◆ GIVEN REQUEST
Go through the records and show each line where the word "screenshot" occurs.

[start PROVIDED INFORMATION]

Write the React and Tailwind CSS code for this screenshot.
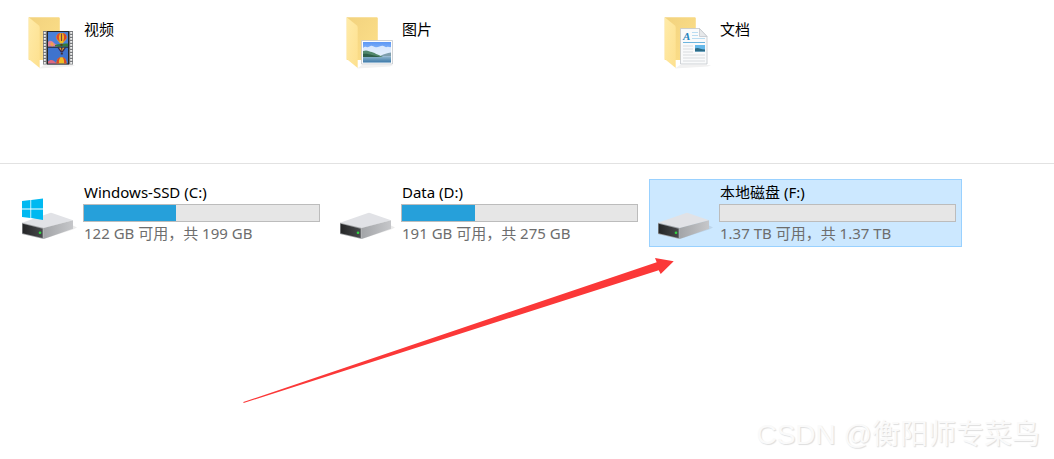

[end PROVIDED INFORMATION]
[start PROVIDED INFORMATION]

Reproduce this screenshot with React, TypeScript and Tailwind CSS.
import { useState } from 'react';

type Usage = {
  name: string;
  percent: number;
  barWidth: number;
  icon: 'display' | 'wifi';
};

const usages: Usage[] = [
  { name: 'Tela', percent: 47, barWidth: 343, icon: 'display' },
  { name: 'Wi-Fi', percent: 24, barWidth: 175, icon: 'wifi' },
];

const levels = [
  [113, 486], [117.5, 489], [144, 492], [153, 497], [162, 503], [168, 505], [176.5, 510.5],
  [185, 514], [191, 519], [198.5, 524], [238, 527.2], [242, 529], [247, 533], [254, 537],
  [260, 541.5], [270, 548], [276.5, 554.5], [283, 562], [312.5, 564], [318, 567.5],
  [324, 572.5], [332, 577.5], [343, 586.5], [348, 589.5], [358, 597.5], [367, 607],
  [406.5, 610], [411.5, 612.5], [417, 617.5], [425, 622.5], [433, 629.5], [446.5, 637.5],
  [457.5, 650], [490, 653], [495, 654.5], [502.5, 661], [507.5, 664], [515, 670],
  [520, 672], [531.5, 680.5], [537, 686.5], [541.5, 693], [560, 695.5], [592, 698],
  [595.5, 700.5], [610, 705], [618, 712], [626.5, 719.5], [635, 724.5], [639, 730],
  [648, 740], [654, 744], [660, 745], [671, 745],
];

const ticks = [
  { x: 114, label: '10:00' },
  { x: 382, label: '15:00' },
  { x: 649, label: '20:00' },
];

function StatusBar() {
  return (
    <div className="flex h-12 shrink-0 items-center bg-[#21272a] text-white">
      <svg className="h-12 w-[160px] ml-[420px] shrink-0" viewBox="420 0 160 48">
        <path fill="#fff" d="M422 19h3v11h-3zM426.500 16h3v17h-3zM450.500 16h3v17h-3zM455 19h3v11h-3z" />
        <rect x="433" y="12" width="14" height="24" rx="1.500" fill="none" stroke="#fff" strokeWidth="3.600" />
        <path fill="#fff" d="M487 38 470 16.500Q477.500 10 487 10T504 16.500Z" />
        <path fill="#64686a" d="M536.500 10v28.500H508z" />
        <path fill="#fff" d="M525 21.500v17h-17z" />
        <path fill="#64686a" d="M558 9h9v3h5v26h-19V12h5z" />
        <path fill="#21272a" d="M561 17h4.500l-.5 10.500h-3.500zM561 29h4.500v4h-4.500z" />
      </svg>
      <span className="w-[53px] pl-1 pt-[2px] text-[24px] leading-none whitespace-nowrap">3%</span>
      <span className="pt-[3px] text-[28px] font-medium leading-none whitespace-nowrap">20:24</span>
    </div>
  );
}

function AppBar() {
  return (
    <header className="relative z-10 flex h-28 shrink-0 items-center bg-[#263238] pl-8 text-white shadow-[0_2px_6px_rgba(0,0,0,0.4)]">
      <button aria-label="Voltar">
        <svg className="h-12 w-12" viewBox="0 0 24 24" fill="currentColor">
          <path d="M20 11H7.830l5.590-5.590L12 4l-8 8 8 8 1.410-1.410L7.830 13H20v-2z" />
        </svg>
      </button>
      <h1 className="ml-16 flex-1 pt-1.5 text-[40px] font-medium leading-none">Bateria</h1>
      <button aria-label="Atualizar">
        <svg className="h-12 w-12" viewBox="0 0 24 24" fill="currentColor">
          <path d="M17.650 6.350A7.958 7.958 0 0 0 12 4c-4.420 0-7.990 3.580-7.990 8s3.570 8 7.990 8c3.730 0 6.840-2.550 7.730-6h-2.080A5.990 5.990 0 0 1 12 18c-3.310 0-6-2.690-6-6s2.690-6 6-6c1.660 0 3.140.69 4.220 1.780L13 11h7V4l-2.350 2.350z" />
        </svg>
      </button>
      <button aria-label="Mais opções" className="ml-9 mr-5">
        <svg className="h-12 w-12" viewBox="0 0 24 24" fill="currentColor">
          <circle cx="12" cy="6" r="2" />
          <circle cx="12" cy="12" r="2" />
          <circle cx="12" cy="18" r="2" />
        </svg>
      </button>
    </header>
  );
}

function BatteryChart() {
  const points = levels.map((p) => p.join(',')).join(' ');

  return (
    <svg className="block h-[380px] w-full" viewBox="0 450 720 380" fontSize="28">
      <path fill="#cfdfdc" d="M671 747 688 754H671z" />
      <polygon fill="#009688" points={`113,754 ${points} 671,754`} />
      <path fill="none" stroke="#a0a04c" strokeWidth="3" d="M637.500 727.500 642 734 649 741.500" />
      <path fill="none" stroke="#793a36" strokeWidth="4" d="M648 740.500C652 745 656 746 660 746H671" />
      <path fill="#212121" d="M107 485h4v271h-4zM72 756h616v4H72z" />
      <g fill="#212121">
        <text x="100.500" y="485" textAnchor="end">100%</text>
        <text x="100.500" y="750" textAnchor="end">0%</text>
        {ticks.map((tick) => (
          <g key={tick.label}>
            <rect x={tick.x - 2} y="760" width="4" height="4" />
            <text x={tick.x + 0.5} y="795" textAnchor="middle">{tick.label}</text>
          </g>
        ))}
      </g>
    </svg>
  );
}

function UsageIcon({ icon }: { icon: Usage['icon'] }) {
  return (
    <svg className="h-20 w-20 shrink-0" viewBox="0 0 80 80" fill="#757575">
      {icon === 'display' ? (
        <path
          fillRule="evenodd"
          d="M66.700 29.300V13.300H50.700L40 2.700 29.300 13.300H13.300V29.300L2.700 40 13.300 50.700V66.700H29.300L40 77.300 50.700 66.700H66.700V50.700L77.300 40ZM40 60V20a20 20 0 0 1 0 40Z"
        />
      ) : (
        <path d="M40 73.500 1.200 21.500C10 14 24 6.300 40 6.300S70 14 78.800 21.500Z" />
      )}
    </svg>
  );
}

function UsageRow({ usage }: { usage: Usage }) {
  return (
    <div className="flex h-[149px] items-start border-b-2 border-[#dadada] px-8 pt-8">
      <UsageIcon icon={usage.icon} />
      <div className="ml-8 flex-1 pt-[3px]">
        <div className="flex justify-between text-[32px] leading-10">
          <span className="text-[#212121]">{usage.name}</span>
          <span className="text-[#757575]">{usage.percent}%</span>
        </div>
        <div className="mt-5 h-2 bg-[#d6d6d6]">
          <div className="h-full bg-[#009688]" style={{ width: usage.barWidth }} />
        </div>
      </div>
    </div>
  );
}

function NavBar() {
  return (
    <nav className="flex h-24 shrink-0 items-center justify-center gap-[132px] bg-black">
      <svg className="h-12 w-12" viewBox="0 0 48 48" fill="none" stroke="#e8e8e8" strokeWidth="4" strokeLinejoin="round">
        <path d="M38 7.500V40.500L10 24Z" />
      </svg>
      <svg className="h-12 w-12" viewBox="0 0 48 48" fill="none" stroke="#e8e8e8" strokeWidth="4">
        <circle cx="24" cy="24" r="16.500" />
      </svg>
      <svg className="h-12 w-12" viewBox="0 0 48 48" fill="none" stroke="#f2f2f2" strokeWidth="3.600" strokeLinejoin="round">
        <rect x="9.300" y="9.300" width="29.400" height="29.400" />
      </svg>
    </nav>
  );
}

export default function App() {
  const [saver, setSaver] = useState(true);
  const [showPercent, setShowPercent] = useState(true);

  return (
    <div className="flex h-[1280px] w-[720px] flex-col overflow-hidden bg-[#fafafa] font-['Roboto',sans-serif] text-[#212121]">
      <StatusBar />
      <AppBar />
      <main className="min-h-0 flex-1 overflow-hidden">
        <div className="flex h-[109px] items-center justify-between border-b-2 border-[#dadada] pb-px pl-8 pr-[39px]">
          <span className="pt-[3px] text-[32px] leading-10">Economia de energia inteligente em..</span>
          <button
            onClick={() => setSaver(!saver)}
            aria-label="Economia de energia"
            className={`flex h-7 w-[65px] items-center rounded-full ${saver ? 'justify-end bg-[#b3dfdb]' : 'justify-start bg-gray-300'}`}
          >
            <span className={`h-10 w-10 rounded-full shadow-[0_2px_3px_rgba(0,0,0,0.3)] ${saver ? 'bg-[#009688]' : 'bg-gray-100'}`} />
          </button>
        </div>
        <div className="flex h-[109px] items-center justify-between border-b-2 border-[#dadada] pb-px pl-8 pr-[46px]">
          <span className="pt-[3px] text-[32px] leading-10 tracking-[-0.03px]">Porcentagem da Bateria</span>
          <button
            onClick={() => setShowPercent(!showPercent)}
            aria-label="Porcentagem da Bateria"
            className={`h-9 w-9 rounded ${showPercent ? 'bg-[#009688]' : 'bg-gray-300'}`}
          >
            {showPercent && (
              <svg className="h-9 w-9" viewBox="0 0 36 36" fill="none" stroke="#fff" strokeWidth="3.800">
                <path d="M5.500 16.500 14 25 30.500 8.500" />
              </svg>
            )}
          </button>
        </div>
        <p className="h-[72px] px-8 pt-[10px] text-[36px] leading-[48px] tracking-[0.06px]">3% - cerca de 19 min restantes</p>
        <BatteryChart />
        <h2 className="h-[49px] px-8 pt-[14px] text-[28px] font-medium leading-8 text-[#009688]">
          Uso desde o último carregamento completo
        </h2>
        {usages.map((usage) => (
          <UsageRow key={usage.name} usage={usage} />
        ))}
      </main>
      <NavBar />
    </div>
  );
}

[end PROVIDED INFORMATION]

◆ SOLUTION BELOW
Write the React and Tailwind CSS code for this screenshot.
Reproduce this screenshot with React, TypeScript and Tailwind CSS.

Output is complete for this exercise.